My Lords, I think that I would go further and say that the creative industries generally are all part of the scene we have for film and the allied industries: technicians, theatre—I am very pleased with the tax reliefs for regional theatre now, for instance, in the Budget—high-end TV and animation. All of those should be seen as a whole, because the creative industries are an essential part of our national economy.
Following on from the noble Baroness’s question, does my noble friend agree that at the heart of the success of the British film industry are public service broadcasting television channels—from which Tessa Ross comes, of course—and that the continuing existence of Channel 4 and the BBC, funded as they are today and with their respected remits and models, is central to the continuing success of our British film industry?
My Lords, the key feature, and why it has been such a successful sector, is the mix of both commercial and public sector broadcasters. I had a meeting last week with Channel 4. I was very impressed with its encouraging of apprenticeships with 4Talent and, indeed, with the BBC and its apprenticeship schemes. All of this is part of a mix in this sector, all of which is vital for our prosperity.
My Lords, I declare an interest as a former director of the British Film Institute. Given that the BFI cannot use lottery funds for its own activities, how does the Minister square what he has just said about the British film industry and support that the BFI gives with the recent 10% cut in the BFI’s budget, when other arts bodies are absorbing only a 5% cut?
My Lords, the reduction that the noble Lord mentioned is actually in line with the average across government. However, in terms of the BFI and what it is doing, I think it is an example of perhaps doing very well with a little less. In addition, the BFI Player, with a further investment, is all part of the advances in innovation. Certainly the initiatives that BFI is undertaking are very interesting and will help enormously to widen audiences.
Is my noble friend aware that no Hollywood awards ceremony proceeds nowadays without accolades being showered on British films such as “Gravity”, “12 Years a Slave”, “Philomena” and, of course, the everlasting “Downton Abbey” and its ever youthful creator? Sadly, he is not in his place today—he is probably off doing something creative. Is my noble friend aware that American audiences greeted with shock the news that the all-action hero of “Homeland” was not American but, indeed, English—Damian Lewis, who is not only British but educated at Eton. At the risk of encouraging my noble friend to appear something of a luvvie, which of course I would not wish to do, can he think of any reason why this whole exercise should not be regarded as a great British success story?

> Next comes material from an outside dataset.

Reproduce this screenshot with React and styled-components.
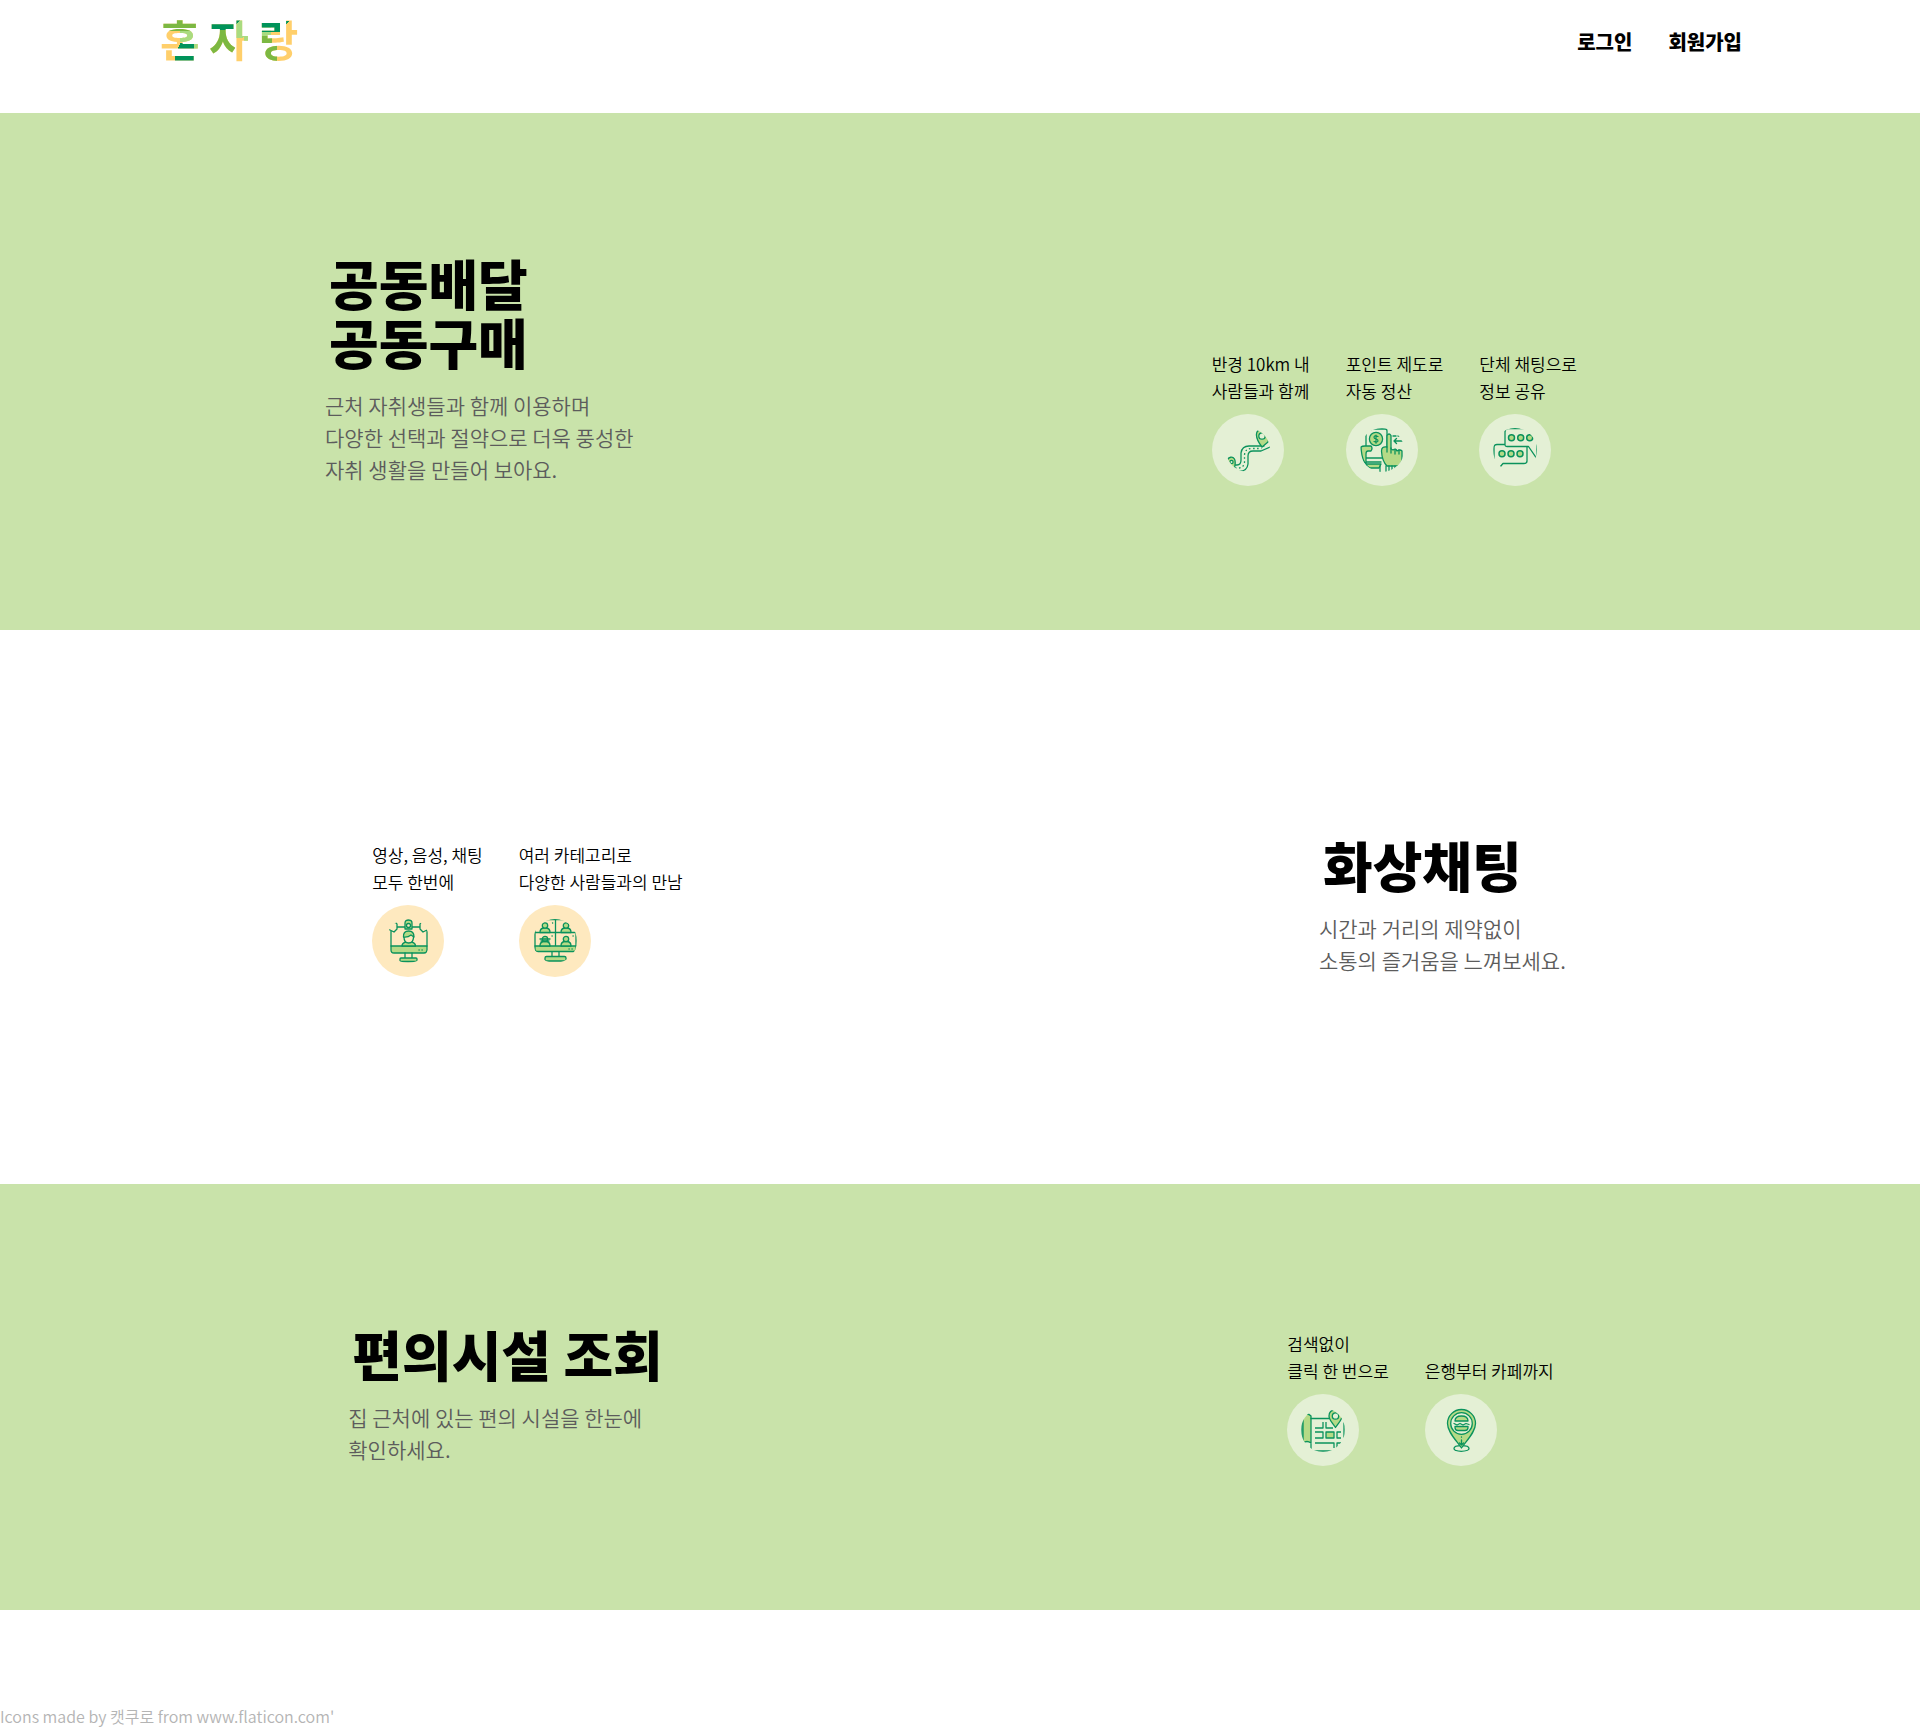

My Lords, perhaps I should include my noble friend in the list of accolades. I can do no better than refer to the president of Warner Brothers UK, who recently described Britain as in the centre of a “new golden age” of film. It is interesting that Warner Brothers is investing £100 million in creating new studios at Leavesden.
On this Lord’s day, it is a privilege to follow a reluctant hero in this House of cards—I have read them all, as well. Seriously, has the Minister had discussions with his Scottish counterpart about setting up a new film studio in Scotland, which is long overdue?
My Lords, I have not had direct discussions, but I understand that Creative England, which is funded by the BFI, is working with creative elements in all parts of the kingdom on that. I can also say that the British Film Commission, also funded by the BFI, is looking at places where international productions can invest. I know of a studio opening in west Wales, for instance, and I will look into what might be happening in Scotland.
The Minister mentioned the BFI at some length and online training, but I do not think that he mentioned film schools. Is anything being done to support film schools, because the United States is rather ahead of us in that? I declare an interest: my son was a director of the film school in Ealing Studios.
As I mentioned, BAFTA is undertaking some scholarships and actors are working with people who want to get into the industry. I will look into the question of film schools. I know that it is now very much less expensive to have a film made in this country than it is in America.